I eat every last scrap, my hunger a ravenous beast. I clean the bone with my teeth, oblivious to anything but the food, the warmth, the simple, profound fact of being alive.
When I am finished, I place the clean bone quietly on the stone floor. The silence returns, heavier than before. The meal is over. The temporary truce of shared sustenance is done.
I look at him. He has finished as well and is wiping his hands on a piece of hide. His profile is stark in the firelight, all hard angles and shadows.
I need to say something. The omega in me, the girl who was raised to be grateful and polite, cannot let this pass. But more than that, the survivor in me knows this is important.
“Thank you,” I say. My voice is quiet, but it does not tremble. It rings with a sincerity that surprises even me.
He grunts, a noncommittal sound from deep in his chest. He does not look at me.
“For the food,” I continue, pushing past his dismissal. “And the salve. For letting me stay. You saved my life.”
He finally turns his head. His amber eyes meet mine across the flickering flames. The firelight dances in their depths, making them look like molten gold. His expression is unreadable, a mask of hardened indifference. But I see something else. A flicker. A tightening in his jaw. My words, simple and true, have landed like stones in a still, dark pool.
He holds my gaze for a long moment, an entire conversation passing between us in total silence.
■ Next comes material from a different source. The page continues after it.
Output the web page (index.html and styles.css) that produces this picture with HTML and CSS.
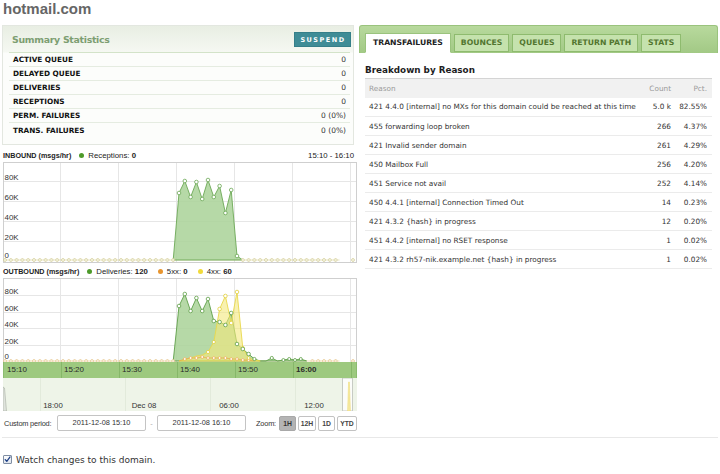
FILE: index.html
```html
<!DOCTYPE html>
<html>
<head>
<meta charset="utf-8">
<title>hotmail.com</title>
<link rel="stylesheet" href="styles.css">
</head>
<body>
<div class="page">
  <h1 class="domain">hotmail.com</h1>
  <div class="cols">
    <div class="left">
      <section class="summary">
        <div class="summary-head">
          <h2>Summary Statistics</h2>
          <button class="suspend">SUSPEND</button>
        </div>
        <div class="stat-row"><span class="lbl">ACTIVE QUEUE</span><span class="val">0</span></div>
        <div class="stat-row"><span class="lbl">DELAYED QUEUE</span><span class="val">0</span></div>
        <div class="stat-row"><span class="lbl">DELIVERIES</span><span class="val">0</span></div>
        <div class="stat-row"><span class="lbl">RECEPTIONS</span><span class="val">0</span></div>
        <div class="stat-row"><span class="lbl">PERM. FAILURES</span><span class="val">0 (0%)</span></div>
        <div class="stat-row"><span class="lbl">TRANS. FAILURES</span><span class="val">0 (0%)</span></div>
      </section>

      <div class="legend legend-in">
        <b class="ltitle">INBOUND (msgs/hr)</b>
        <span class="dot dot-green"></span><span>Receptions: <b>0</b></span>
        <span class="range">15:10 - 16:10</span>
      </div>
      <svg class="chart" width="354" height="101" viewBox="0 0 354 101">
        <defs>
          <pattern id="zin" x="-0.9" y="95" width="5.8" height="6" patternUnits="userSpaceOnUse">
            <circle cx="2.9" cy="3" r="1.4" fill="#fff" stroke="#c9c27c" stroke-width="0.7"/>
          </pattern>
        </defs>
        <rect x="0.5" y="0.5" width="353" height="100" fill="#fff" stroke="#cfcfcf"/>
        <g stroke="#e6e6e6" stroke-width="1">
          <path d="M57.5 1V100M115.5 1V100M173.5 1V100M231.5 1V100M289.5 1V100M347.5 1V100"/>
          <path d="M1 19.5H353M1 39.5H353M1 59.5H353M1 79.5H353"/>
        </g>
        <g class="ylab">
          <text x="1.5" y="18">80K</text>
          <text x="1.5" y="38">60K</text>
          <text x="1.5" y="58">40K</text>
          <text x="1.5" y="78">20K</text>
          <text x="1.5" y="96">0</text>
        </g>
        <path d="M2 98H336" stroke="#d6d09a" stroke-width="0.6"/>
        <polygon points="170.2,98 176,31 181.8,19 187.6,35 193.4,20 199.2,37 205,18 210.8,35 216.6,24 222.4,51 228.2,28 234,94 239.8,98" fill="#a9d298" fill-opacity="0.85" stroke="#6ca856" stroke-width="0.9" stroke-linejoin="round"/>
        <rect x="0" y="95" width="174" height="6" fill="url(#zin)"/>
        <rect x="237.8" y="95" width="98.6" height="6" fill="url(#zin)"/>
        <circle cx="350" cy="98" r="1.4" fill="#fff" stroke="#c9c27c" stroke-width="0.7"/>
        <g fill="#fff" stroke="#6ca856" stroke-width="0.8">
          <circle cx="176" cy="31" r="1.8"/><circle cx="181.8" cy="19" r="1.8"/>
          <circle cx="187.6" cy="35" r="1.8"/><circle cx="193.4" cy="20" r="1.8"/>
          <circle cx="199.2" cy="37" r="1.8"/><circle cx="205" cy="18" r="1.8"/>
          <circle cx="210.8" cy="35" r="1.8"/><circle cx="216.6" cy="24" r="1.8"/>
          <circle cx="222.4" cy="51" r="1.8"/><circle cx="228.2" cy="28" r="1.8"/>
          <circle cx="234" cy="94" r="1.8"/>
        </g>
      </svg>

      <div class="legend legend-out">
        <b class="ltitle">OUTBOUND (msgs/hr)</b>
        <span class="dot dot-green"></span><span>Deliveries: <b>120</b></span>
        <span class="dot dot-orange"></span><span>5xx: <b>0</b></span>
        <span class="dot dot-yellow"></span><span>4xx: <b>60</b></span>
      </div>
      <svg class="chart" width="354" height="84" viewBox="0 0 354 84">
        <defs>
          <pattern id="zout" x="-0.9" y="80" width="5.8" height="6" patternUnits="userSpaceOnUse">
            <circle cx="2.9" cy="3" r="1.4" fill="#fff" stroke="#e2b872" stroke-width="0.7"/>
          </pattern>
        </defs>
        <rect x="0.5" y="0.5" width="353" height="84" fill="#fff" stroke="#cfcfcf"/>
        <g stroke="#e6e6e6" stroke-width="1">
          <path d="M57.5 1V84M115.5 1V84M173.5 1V84M231.5 1V84M289.5 1V84M347.5 1V84"/>
          <path d="M1 17.5H353M1 34.5H353M1 50.5H353M1 67.5H353"/>
        </g>
        <g class="ylab">
          <text x="1.5" y="16">80K</text>
          <text x="1.5" y="33">60K</text>
          <text x="1.5" y="49">40K</text>
          <text x="1.5" y="66">20K</text>
          <text x="1.5" y="81">0</text>
        </g>
        <path d="M2 83H336" stroke="#e6c98f" stroke-width="0.6"/>
        <polygon points="170.2,83 176,28 181.8,16 187.6,33 193.4,20 199.2,33 205,21 210.8,43 216.6,44 222.4,47 228.2,35 234,66 239.8,71 245.6,76 251.4,81 257.2,83 263,83 268.8,80 274.6,83 280.4,82 286.2,81 292,82 297.8,81 303.6,83" fill="#a9d298" fill-opacity="0.85" stroke="#5f9f48" stroke-width="0.9" stroke-linejoin="round"/>
        <polygon points="176,83 181.8,82 187.6,80 193.4,78 199.2,77 205,74 210.8,64 216.6,31 222.4,18 228.2,45 234,14 239.8,70 245.6,80 251.4,82 257.2,83" fill="#f4e77c" fill-opacity="0.6" stroke="#e9d84c" stroke-width="0.9" stroke-linejoin="round"/>
        <polyline points="176,83 181.8,81 187.6,80 193.4,80 199.2,79 205,80 210.8,80 216.6,80 222.4,80 228.2,81 234,81 239.8,82 245.6,82 251.4,83" fill="none" stroke="#e8a94a" stroke-width="0.7"/>
        <rect x="0" y="80" width="174" height="6" fill="url(#zout)"/>
        <rect x="307.4" y="80" width="29" height="6" fill="url(#zout)"/>
        <circle cx="350" cy="83" r="1.4" fill="#fff" stroke="#e2b872" stroke-width="0.7"/>
        <g fill="#fff" stroke="#e8a94a" stroke-width="0.7">
          <circle cx="181.8" cy="81" r="1.4"/><circle cx="187.6" cy="80" r="1.4"/>
          <circle cx="193.4" cy="80" r="1.4"/><circle cx="199.2" cy="79" r="1.4"/>
          <circle cx="205" cy="80" r="1.4"/><circle cx="210.8" cy="80" r="1.4"/>
          <circle cx="216.6" cy="80" r="1.4"/><circle cx="222.4" cy="80" r="1.4"/>
          <circle cx="228.2" cy="81" r="1.4"/><circle cx="234" cy="81" r="1.4"/>
          <circle cx="239.8" cy="82" r="1.4"/><circle cx="245.6" cy="82" r="1.4"/>
        </g>
        <g fill="#fff" stroke="#e2cf3a" stroke-width="0.8">
          <circle cx="205" cy="74" r="1.6"/><circle cx="210.8" cy="64" r="1.6"/>
          <circle cx="216.6" cy="31" r="1.8"/><circle cx="222.4" cy="18" r="1.8"/>
          <circle cx="228.2" cy="45" r="1.8"/><circle cx="234" cy="14" r="1.8"/>
          <circle cx="239.8" cy="70" r="1.6"/><circle cx="245.6" cy="80" r="1.4"/>
        </g>
        <g fill="#fff" stroke="#5f9f48" stroke-width="0.8">
          <circle cx="176" cy="28" r="1.8"/><circle cx="181.8" cy="16" r="1.8"/>
          <circle cx="187.6" cy="33" r="1.8"/><circle cx="193.4" cy="20" r="1.8"/>
          <circle cx="199.2" cy="33" r="1.8"/><circle cx="205" cy="21" r="1.8"/>
          <circle cx="210.8" cy="43" r="1.8"/><circle cx="216.6" cy="44" r="1.8"/>
          <circle cx="222.4" cy="47" r="1.8"/><circle cx="228.2" cy="35" r="1.8"/>
          <circle cx="234" cy="66" r="1.8"/><circle cx="239.8" cy="71" r="1.8"/>
          <circle cx="245.6" cy="76" r="1.8"/><circle cx="251.4" cy="81" r="1.6"/>
          <circle cx="268.8" cy="80" r="1.6"/><circle cx="280.4" cy="82" r="1.5"/>
          <circle cx="286.2" cy="81" r="1.5"/><circle cx="292" cy="82" r="1.5"/>
          <circle cx="297.8" cy="81" r="1.5"/>
        </g>
      </svg>
      <div class="axis">
        <span class="tick">15:10</span>
        <span class="tick">15:20</span>
        <span class="tick">15:30</span>
        <span class="tick">15:40</span>
        <span class="tick">15:50</span>
        <span class="tick strong">16:00</span>
        <span class="tick"></span>
      </div>
      <svg class="navigator" width="354" height="33" viewBox="0 0 354 33">
        <rect width="354" height="33" fill="#eef4e8"/>
        <g stroke="#e2eadb" stroke-width="1">
          <path d="M37.5 0V33M122.5 0V33M207.5 0V33M292.5 0V33"/>
        </g>
        <polygon points="0,9 1.5,10 3.5,33 0,33" fill="#dfe3dc" stroke="#a9b0a6" stroke-width="0.6"/>
        <rect x="339.5" y="0" width="10" height="33" fill="#fbfcfa" stroke="#c7cbc4" stroke-width="1"/>
        <polygon points="344.6,33 345.6,4 346.4,4 347.4,33" fill="#f6eaa4" stroke="#eed86a" stroke-width="0.5"/>
        <g class="navlab">
          <text x="50" y="30">18:00</text>
          <text x="141" y="30">Dec 08</text>
          <text x="226" y="30">06:00</text>
          <text x="311" y="30">12:00</text>
        </g>
      </svg>
      <div class="period">
        <span class="plabel">Custom period:</span>
        <span class="pinput">2011-12-08 15:10</span>
        <span class="dash">-</span>
        <span class="pinput">2011-12-08 16:10</span>
        <span class="zlabel">Zoom:</span>
        <span class="zbtn zbtn-1h active">1H</span>
        <span class="zbtn zbtn-12h">12H</span>
        <span class="zbtn zbtn-1d">1D</span>
        <span class="zbtn zbtn-ytd">YTD</span>
      </div>
    </div>

    <div class="right">
      <div class="tabbar">
        <span class="tab active">TRANSFAILURES</span>
        <span class="tab">BOUNCES</span>
        <span class="tab">QUEUES</span>
        <span class="tab">RETURN PATH</span>
        <span class="tab">STATS</span>
      </div>
      <div class="panel">
        <h3>Breakdown by Reason</h3>
        <table class="reasons">
          <thead>
            <tr><th class="c-reason">Reason</th><th class="c-count">Count</th><th class="c-pct">Pct.</th></tr>
          </thead>
          <tbody>
            <tr><td class="c-reason">421 4.4.0 [internal] no MXs for this domain could be reached at this time</td><td class="c-count">5.0 k</td><td class="c-pct">82.55%</td></tr>
            <tr><td class="c-reason">455 forwarding loop broken</td><td class="c-count">266</td><td class="c-pct">4.37%</td></tr>
            <tr><td class="c-reason">421 Invalid sender domain</td><td class="c-count">261</td><td class="c-pct">4.29%</td></tr>
            <tr><td class="c-reason">450 Mailbox Full</td><td class="c-count">256</td><td class="c-pct">4.20%</td></tr>
            <tr><td class="c-reason">451 Service not avail</td><td class="c-count">252</td><td class="c-pct">4.14%</td></tr>
            <tr><td class="c-reason">450 4.4.1 [internal] Connection Timed Out</td><td class="c-count">14</td><td class="c-pct">0.23%</td></tr>
            <tr><td class="c-reason">421 4.3.2 {hash} in progress</td><td class="c-count">12</td><td class="c-pct">0.20%</td></tr>
            <tr><td class="c-reason">451 4.4.2 [internal] no RSET response</td><td class="c-count">1</td><td class="c-pct">0.02%</td></tr>
            <tr><td class="c-reason">421 4.3.2 rh57-nik.example.net {hash} in progress</td><td class="c-count">1</td><td class="c-pct">0.02%</td></tr>
          </tbody>
        </table>
      </div>
    </div>
  </div>
  <div class="divider"></div>
  <label class="watch">
    <span class="cbox"><svg width="9" height="9" viewBox="0 0 9 9"><path d="M1.6 4.6L3.6 7L7.8 1.2" fill="none" stroke="#1d3f86" stroke-width="1.6" stroke-linecap="round" stroke-linejoin="round"/></svg></span>
    <span>Watch changes to this domain.</span>
  </label>
</div>
</body>
</html>
```

FILE: styles.css
```css
* { box-sizing: border-box; }

body {
  margin: 0;
  background: #fff;
  font-family: "DejaVu Sans", Verdana, sans-serif;
  color: #222;
}

.page {
  width: 720px;
  padding: 0 2px;
}

.domain {
  margin: 0 0 0 1px;
  height: 25px;
  line-height: 25px;
  font: bold 15px "Liberation Sans", Arial, sans-serif;
  color: #666;
}

.cols {
  display: flex;
  gap: 2px;
  align-items: flex-start;
}

.left { width: 355px; flex: none; }
.right { width: 359px; flex: none; }

/* Summary */
.summary {
  width: 352px;
  border: 1px solid #e3e7e0;
  background: linear-gradient(#e8eee3, #f5f8f2 26px, #fcfdfb 27px);
  padding: 0 3px 7px 6px;
}

.summary-head {
  height: 27px;
  display: flex;
  align-items: center;
  justify-content: space-between;
  border-bottom: 1px solid #d3e3c9;
}

.summary-head h2 {
  margin: 0;
  padding-left: 3px;
  font-size: 9.4px;
  letter-spacing: -0.3px;
  font-weight: bold;
  color: #7d9e72;
}

.suspend {
  width: 57px;
  height: 15px;
  margin-right: -1px;
  margin-top: 1px;
  padding: 0;
  border: 1px solid #357f89;
  background: #3f8c96;
  color: #fff;
  font: bold 6.5px "DejaVu Sans", Verdana, sans-serif;
  letter-spacing: 1.5px;
  text-indent: 1px;
}

.stat-row {
  display: flex;
  justify-content: space-between;
  align-items: center;
  height: 14px;
  padding: 0 4px;
  border-bottom: 1px solid #e5ece1;
}

.stat-row:last-child { border-bottom: none; }

.stat-row .lbl {
  font-size: 7.3px;
  font-weight: bold;
  color: #111;
}

.stat-row .val {
  font-size: 7.5px;
  color: #333;
}

/* Chart legends */
.legend {
  display: flex;
  align-items: center;
  height: 14px;
  padding-left: 1px;
  font: 7.8px "Liberation Sans", Arial, sans-serif;
  color: #222;
  white-space: nowrap;
}

.legend-in { margin-top: 3px; }
.legend-out { margin-top: 1px; }

.legend .ltitle {
  font-size: 7.2px;
  font-weight: bold;
  margin-right: 8px;
}

.dot {
  width: 5px;
  height: 5px;
  border-radius: 50%;
  margin-right: 4px;
  flex: none;
}

.legend .dot + span { margin-right: 10px; }

.dot-green { background: #4d9a2a; }
.dot-orange { background: #e8952e; }
.dot-yellow { background: #f1da3a; }

.legend .range { margin-left: auto; margin-right: 3px; }

.chart {
  display: block;
  margin-left: 1px;
}

.ylab text {
  font: 7.9px "Liberation Sans", Arial, sans-serif;
  fill: #333;
}

/* Time axis */
.axis {
  margin-left: 1px;
  width: 354px;
  height: 16px;
  display: grid;
  grid-template-columns: 57px repeat(5, 58px) 1fr;
  background: #9dc97f;
  border-left: 1px solid #8cbc70;
  border-right: 1px solid #8cbc70;
}

.tick {
  border-left: 1px solid #86b769;
  padding-left: 2px;
  font: 8px/16px "Liberation Sans", Arial, sans-serif;
  color: #2b2b2b;
}

.tick:first-child {
  border-left: none;
  padding-left: 3px;
}

.tick.strong { font-weight: bold; }

/* Navigator */
.navigator {
  display: block;
  margin-left: 1px;
}

.navlab text {
  font: 7.8px "Liberation Sans", Arial, sans-serif;
  fill: #333;
  text-anchor: middle;
}

/* Period controls */
.period {
  display: flex;
  align-items: center;
  height: 18px;
  margin-top: 3px;
  padding-left: 2px;
  font: 7.4px "Liberation Sans", Arial, sans-serif;
  color: #333;
  white-space: nowrap;
}

.period > * { flex: none; }

.plabel {
  width: 51px;
  letter-spacing: -0.2px;
}

.pinput {
  width: 89px;
  height: 16px;
  margin-left: 2px;
  border: 1px solid #c4c4c4;
  border-radius: 2px;
  text-align: center;
  line-height: 14px;
  background: #fff;
}

.dash {
  width: 11px;
  text-align: center;
  color: #aaa;
}

.pinput + .dash + .pinput { margin-left: 0; }

.zlabel {
  width: 20px;
  margin-left: 10px;
  margin-right: 3px;
  letter-spacing: -0.2px;
}

.zbtn {
  height: 15px;
  padding: 0;
  margin-right: 2px;
  border: 1px solid #c2c2c2;
  border-radius: 2px;
  line-height: 13px;
  text-align: center;
  font-size: 6.8px;
  font-weight: bold;
  color: #444;
  background: #fff;
}

.zbtn-1h { width: 17px; }
.zbtn-12h { width: 18px; }
.zbtn-1d { width: 17px; }
.zbtn-ytd { width: 20px; margin-right: 0; }

.zbtn.active {
  background: #b4b4b4;
  border-color: #a8a8a8;
  color: #333;
}

/* Right column */
.tabbar {
  height: 28px;
  display: flex;
  align-items: flex-end;
  gap: 3px;
  padding-left: 5px;
  background: linear-gradient(#b8d99d, #a2c985);
  border: 1px solid #9ac37d;
  border-bottom: none;
  border-radius: 3px 3px 0 0;
}

.tab {
  height: 18px;
  margin-bottom: 1px;
  padding: 0 6px;
  line-height: 16px;
  font-size: 7.7px;
  font-weight: bold;
  color: #52752f;
  background: #c5e2ad;
  border: 1px solid #8ebb6e;
}

.tab.active {
  height: 20px;
  margin-bottom: 0;
  line-height: 18px;
  padding: 0 7px;
  background: #fff;
  color: #222;
  border-color: #9ac37d;
  border-bottom-color: #fff;
}

.panel {
  padding: 0 6px;
}

.panel h3 {
  margin: 9px 0 0;
  line-height: 16px;
  font-size: 8.8px;
  font-weight: bold;
  color: #1e1e1e;
}

.reasons {
  width: 100%;
  border-collapse: collapse;
  table-layout: fixed;
  font-size: 7.3px;
  white-space: nowrap;
}

.reasons th {
  height: 19px;
  padding: 0;
  font-weight: normal;
  color: #9a9a9a;
  background: #f1f1f1;
  border-top: 1px solid #d4d4d4;
}

.reasons td {
  height: 19px;
  padding: 0;
  color: #333;
  border-bottom: 1px solid #ebebeb;
}

.reasons .c-reason { text-align: left; padding-left: 4px; }
.reasons .c-count { text-align: right; width: 30px; }
.reasons .c-pct { text-align: right; width: 41px; padding-right: 5px; }

/* Footer */
.divider {
  margin-top: 5px;
  border-top: 1px solid #e8e8e8;
}

.watch {
  display: flex;
  align-items: center;
  gap: 4px;
  height: 11px;
  margin-top: 16px;
  padding-left: 1px;
  font-size: 9px;
  color: #333;
}

.cbox {
  width: 9px;
  height: 9px;
  border: 1px solid #7f8ea3;
  border-radius: 1px;
  background: linear-gradient(#fdfdfd, #dfe5ee);
  display: flex;
  align-items: center;
  justify-content: center;
}

.cbox svg { display: block; }
```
I see a deep, ancient pain in his eyes, a loneliness so profound it is a physical presence in the cave.
Then he breaks the contact, looking away, back at the fire. His shoulders seem to tense, as if bracing against an impact.
“Eat,” he says, his voice a rough growl. “Survive. That is all there is.”
It is not a reassurance. It is a statement of fact. A creed for the broken and the outcast. But as I sit in the warmth of his fire, the taste of roasted rabbit still on my tongue, I feel the first, tentative thaw around the edges of my frozen heart. I am in the lair of the Ghost, and for the first time in what feels like a lifetime, I am not entirely alone in the storm.